Golucke v. Greene

Felton, J.

“Where the court, on. considering demurrers to a petition, passes an order providing that unless the plaintiff amends his petition in certain particulars on or before a specified date the suit stand automatically dismissed, the order is dual in character, in that the part requiring amendment is merely interlocutory in character and subject to exceptions pendente lite, while the part providing for automatic dismissal in the future will constitute a final judgment ending the case if no amendment is filed. Under such an order, however, the petition whether amended or not, would remain pending until the effective date of the dismissal, so that no writ of error could be sued out before that time.” Luke v. Ellis, 201 Ga. 482 (40 S. E. 2d, 85), and cases cited.
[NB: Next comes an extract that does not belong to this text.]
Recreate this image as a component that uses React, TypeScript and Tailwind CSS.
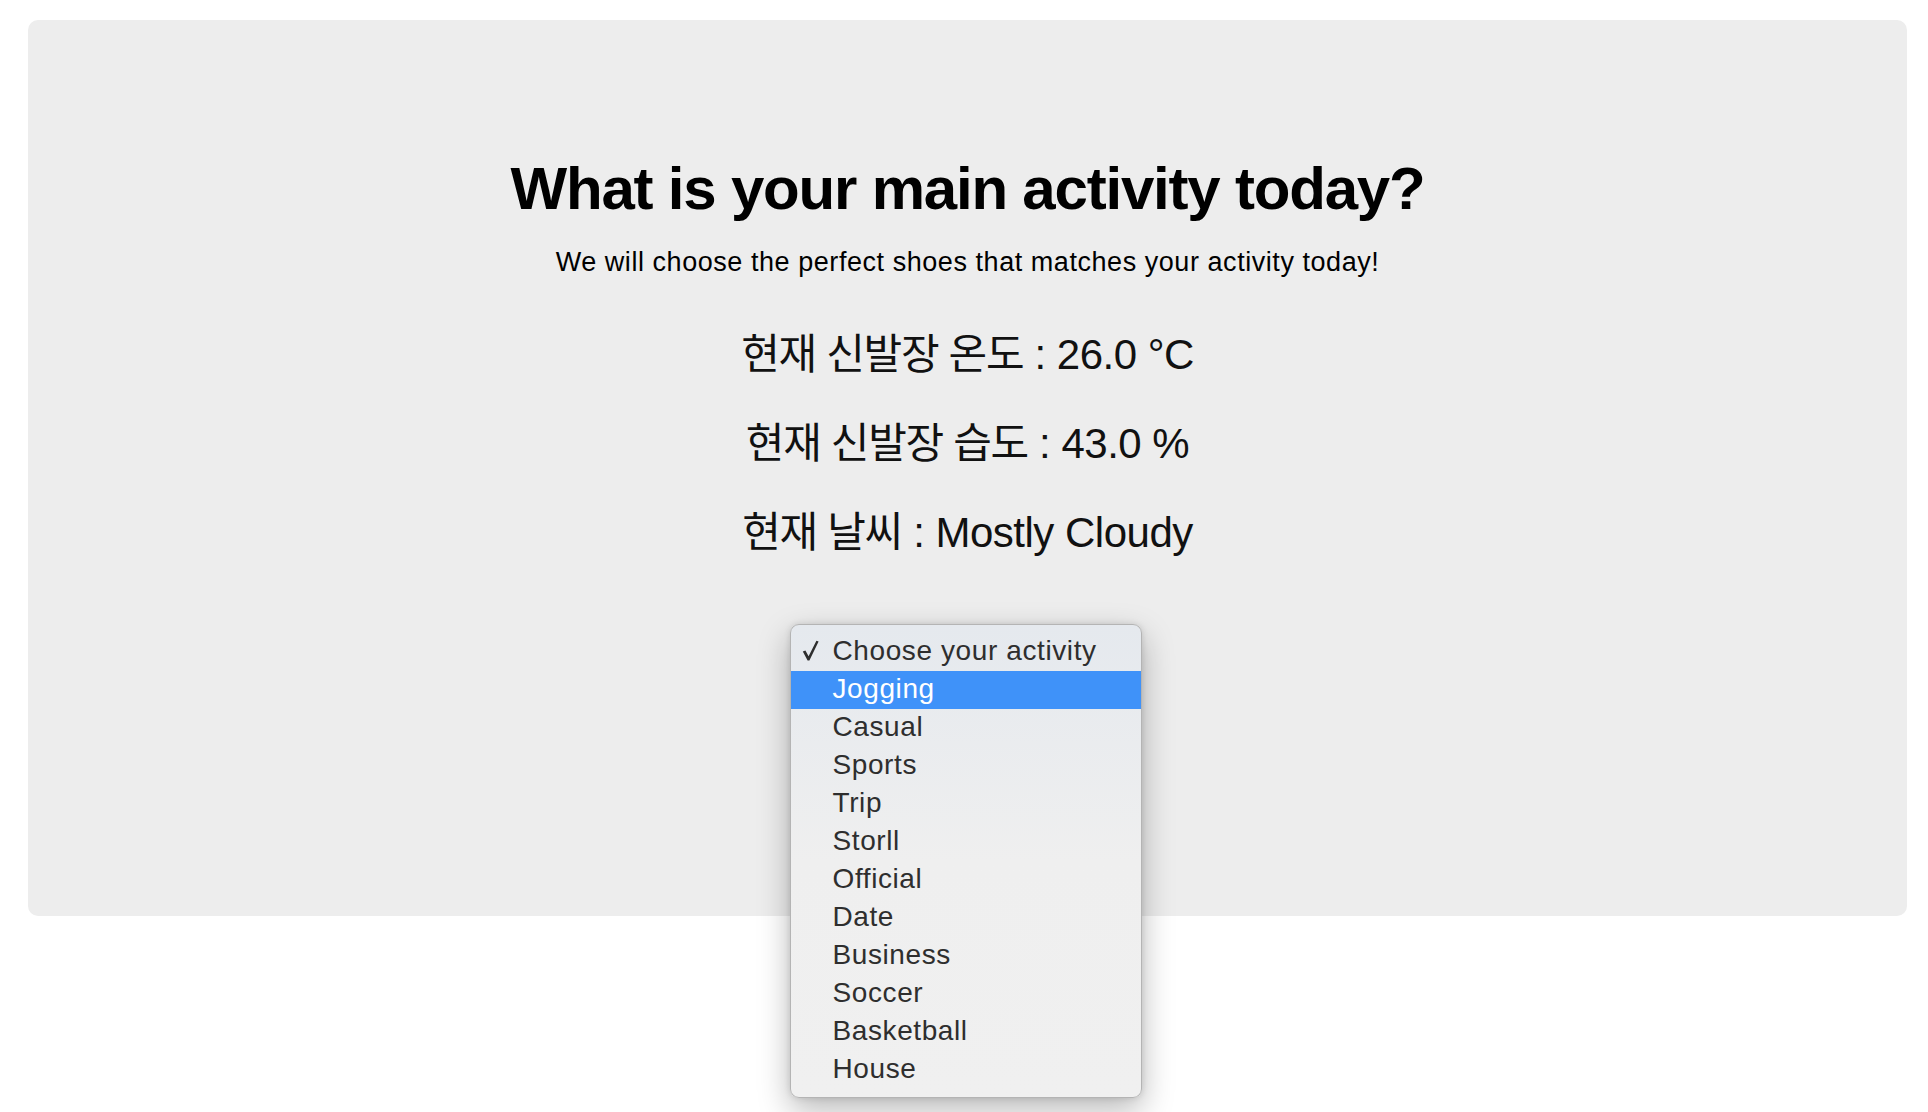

Therefore, in the instant case, where the court on September 26, 1947, *522entered an order stating that, instead of sustaining one of the grounds of the demurrer and dismissing the petition, it would allow the plaintiff until November 1, 1947, to amend by striking the paragraph of the petition asking for double rent or else the petition “is to be considered dismissed,” and the plaintiff refused to amend, and tendered her bill of exceptions which was certified by the court on October 14, 1947, and brought to this court for review, we are, under the rulings of both this court and the Supreme Court, constrained to hold that the exception is not to the final judgment, and though this court would have been inclined to treat the exception as one pendente lite it would avail the plaintiff nothing as the time for an exception to the final judgment has expired. Consequently the writ of error is dismissed.

Decided January 28, 1948. Rehearing denied February 19, 1948. Osgood 0. Williams, Noel P. Park, for plaintiff. Pierce Brothers, for defendants.

Writ of error dismissed.

Sutton, C. J., and Parker, J., concur.